Desde luego, cada persona inocente encarcelada con base en una confesión fabricada bajo tortura representa por lo menos un delito impune y un responsable en libertad. Usar la tortura y otras herramientas de fabricación de pruebas, en vez de desarrollar técnicas de investigación científica basadas en la recolección y análisis de pruebas reales, es uno de los factores que explica por qué aproximadamente el 98% de delitos permanecen impunes en México.
Conclusión
La última década, y de manera especial la serie de casos paradigmáticos de graves violaciones que han salido a la luz pública en años recientes, demuestran lo obvio: Si las fuerzas de seguridad y el sistema de procuración de justicia se apartan del estado de derecho y violan sistemáticamente los derechos humanos, otorgar mayor poder y discreción a tales instituciones en nombre de la llamada guerra contra las drogas redunda en más violencia.

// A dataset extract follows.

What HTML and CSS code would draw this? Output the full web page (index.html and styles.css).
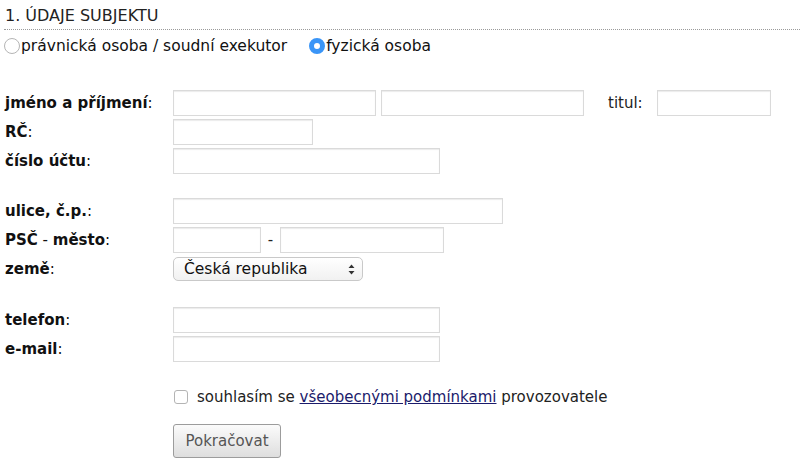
FILE: index.html
```html
<!DOCTYPE html>
<html lang="cs">
<head>
<meta charset="utf-8">
<title>Údaje subjektu</title>
<link rel="stylesheet" href="styles.css">
</head>
<body>
<div class="page">
  <h2 class="section-title">1. ÚDAJE SUBJEKTU</h2>
  <div class="type-choice">
    <label class="choice"><input type="radio" name="typ" class="radio">právnická osoba / soudní exekutor</label>
    <label class="choice"><input type="radio" name="typ" class="radio" checked>fyzická osoba</label>
  </div>

  <form class="form">
    <div class="group">
      <div class="row">
        <label class="lbl"><b>jméno a příjmení</b>:</label>
        <input class="field w203" type="text">
        <input class="field w203 ml5" type="text">
        <span class="titul">titul:</span>
        <input class="field w114" type="text">
      </div>
      <div class="row">
        <label class="lbl"><b>RČ</b>:</label>
        <input class="field w140" type="text">
      </div>
      <div class="row">
        <label class="lbl"><b>číslo účtu</b>:</label>
        <input class="field w267" type="text">
      </div>
    </div>

    <div class="group group-addr">
      <div class="row">
        <label class="lbl"><b>ulice, č.p.</b>:</label>
        <input class="field w330" type="text">
      </div>
      <div class="row">
        <label class="lbl"><b>PSČ</b> - <b>město</b>:</label>
        <input class="field w88" type="text">
        <span class="dash">-</span>
        <input class="field w164" type="text">
      </div>
      <div class="row">
        <label class="lbl"><b>země</b>:</label>
        <div class="select">
          <span>Česká republika</span>
          <svg class="arrows" width="7" height="11" viewBox="0 0 7 11"><path d="M3.5 0.5 L6.5 4 H0.5 Z M3.5 10.5 L6.5 7 H0.5 Z" fill="#333"/></svg>
        </div>
      </div>
    </div>

    <div class="group">
      <div class="row">
        <label class="lbl"><b>telefon</b>:</label>
        <input class="field w267" type="text">
      </div>
      <div class="row">
        <label class="lbl"><b>e-mail</b>:</label>
        <input class="field w267" type="text">
      </div>
    </div>

    <div class="agree">
      <span class="check"></span>
      <span>souhlasím se <a href="#" class="link">všeobecnými podmínkami</a> provozovatele</span>
    </div>
    <div class="actions">
      <button type="button" class="btn">Pokračovat</button>
    </div>
  </form>
</div>
</body>
</html>
```
FILE: styles.css
```css
html, body {
  margin: 0;
  padding: 0;
  background: #fff;
}
body {
  font-family: "DejaVu Sans", Verdana, sans-serif;
  font-size: 14px;
  color: #111;
}
.page {
  padding: 0 0 0 4px;
}
.section-title {
  margin: 0;
  padding: 7px 0 4px 1px;
  font-size: 16px;
  font-weight: normal;
  line-height: 18px;
  color: #222;
  border-bottom: 1px dotted #9a9a9a;
}
.type-choice {
  display: flex;
  align-items: center;
  gap: 22px;
  height: 32px;
  font-size: 15.5px;
  color: #111;
}
.choice {
  display: flex;
  align-items: center;
}
.radio {
  appearance: none;
  -webkit-appearance: none;
  margin: 0 1px 0 0;
  width: 16px;
  height: 16px;
  border-radius: 50%;
  border: 1px solid #b5b5b5;
  background: #fff;
  box-sizing: border-box;
}
.radio:checked {
  border: 5px solid #3a95f7;
  background: #fff;
}
.form {
  padding-top: 28px;
}
.group {
  display: flex;
  flex-direction: column;
  gap: 3px;
  margin-bottom: 24px;
}
.group-addr {
  margin-bottom: 25px;
}
.row {
  display: flex;
  align-items: center;
  height: 26px;
}
.lbl {
  width: 168px;
  flex: none;
  padding-left: 1px;
  font-size: 15px;
  color: #111;
}
.lbl b {
  font-weight: bold;
}
.field {
  box-sizing: border-box;
  height: 26px;
  margin: 0;
  border: 1px solid #dadada;
  box-shadow: inset 0 1px 1px #ececec;
  background: #fff;
  padding: 0 4px;
  font: inherit;
}
.w203 { width: 203px; }
.w114 { width: 114px; }
.w140 { width: 140px; }
.w267 { width: 267px; }
.w330 { width: 330px; }
.w88 { width: 88px; }
.w164 { width: 164px; }
.ml5 { margin-left: 5px; }
.titul {
  margin-left: 24px;
  width: 49px;
  font-size: 15px;
  color: #222;
}
.dash {
  width: 19px;
  text-align: center;
  font-size: 15px;
  color: #222;
}
.select {
  box-sizing: border-box;
  width: 190px;
  height: 24px;
  display: flex;
  align-items: center;
  justify-content: space-between;
  padding: 0 7px 0 10px;
  border: 1px solid #c9c9c9;
  border-radius: 5px;
  background: linear-gradient(#ffffff, #f1f1f1);
  font-size: 15.5px;
  color: #111;
}
.arrows {
  display: block;
}
.agree {
  display: flex;
  align-items: center;
  gap: 9px;
  margin: 26px 0 0 170px;
  font-size: 15px;
  color: #222;
}
.check {
  box-sizing: border-box;
  width: 14px;
  height: 14px;
  border: 1px solid #b4b4b4;
  border-radius: 3px;
  background: #fff;
}
.link {
  color: #1b1b6b;
  text-decoration: underline;
}
.actions {
  margin: 18px 0 0 169px;
}
.btn {
  box-sizing: border-box;
  width: 108px;
  height: 34px;
  border: 1px solid #9c9c9c;
  border-radius: 3px;
  background: linear-gradient(#fbfbfb, #dedede);
  font-family: "DejaVu Sans", Verdana, sans-serif;
  font-size: 15px;
  color: #555;
  padding: 0;
}
```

Para México, la actual política frente a las drogas sólo ha traído un deterioro generalizado de las instituciones y del tejido social. La impunidad frente a las violaciones a derechos humanos y frente a la corrupción genera una mezcla atroz, donde los fuertes intereses económicos y políticos de la criminalidad no son tocados mientras son los más excluidos, y frecuentemente personas inocentes, quienes enfrentan las peores consecuencias. En suma, el impacto negativo en los derechos humanos de la guerra contra las drogas no es en México una hipótesis analítica por comprobar; más bien, es la realidad cotidiana que desde hace una década constatan miles de familias lastimadas por la crisis de violencia.